Col. Steve Warren, Pentagon spokesman, said Monday that the initial assessment is that the strike on a building in Eastern Libya successfully killed Mokhtar Belmokhtar, its target, but that he couldn’t yet confirm the terrorist’s death as the post-strike assessment is still ongoing.
Mr. Belmokhtar maintained an allegiance to al Qaeda in the Islamic Maghreb and served as the founder and the operational leader of Al Murabitun, an al Qaeda affiliated terrorist group in Northwest Africa.
“We are continuing to assess the results of the operation and will provide more details as appropriate,” Mr. Warren said in a statement.
The strike was conducted by two F-15s armed with precision munition. When asked why an unmanned drone wasn’t used — as is typical in these types of operations — Col. Warren said that the F-15 was determined to be the best platform given the type of target.
Al Qaeda in the Islamic Maghreb has about 1,000 members in Algeria, as well as smaller cells in Libya, Nigeria and Tunisia, according to the Council on Foreign Relations. The terrorist group, which began as an offshoot of the Armed Islamic Group, joined with al Qaeda in 2000 to increase recruiting and fundraising.

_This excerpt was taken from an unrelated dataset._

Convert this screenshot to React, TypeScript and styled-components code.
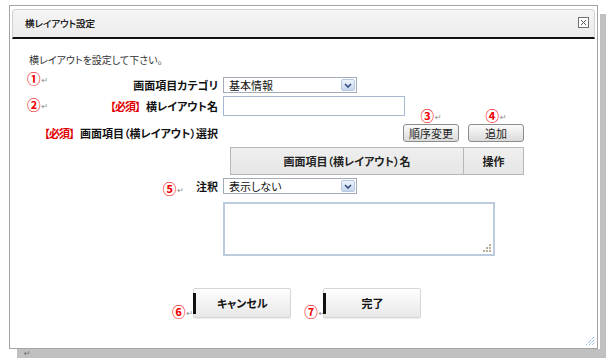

While Mr. Belmokhtar was no longer an active member of al Qaeda, having split off to form his own terrorist cell, Col. Warren said his maintained allegiance to al Qaeda gave the U.S. legal authority under the 2001 authorization for the use of military force to conduct the strike. Col. Warren said the U.S. also coordinated with the Libyan government on the strike.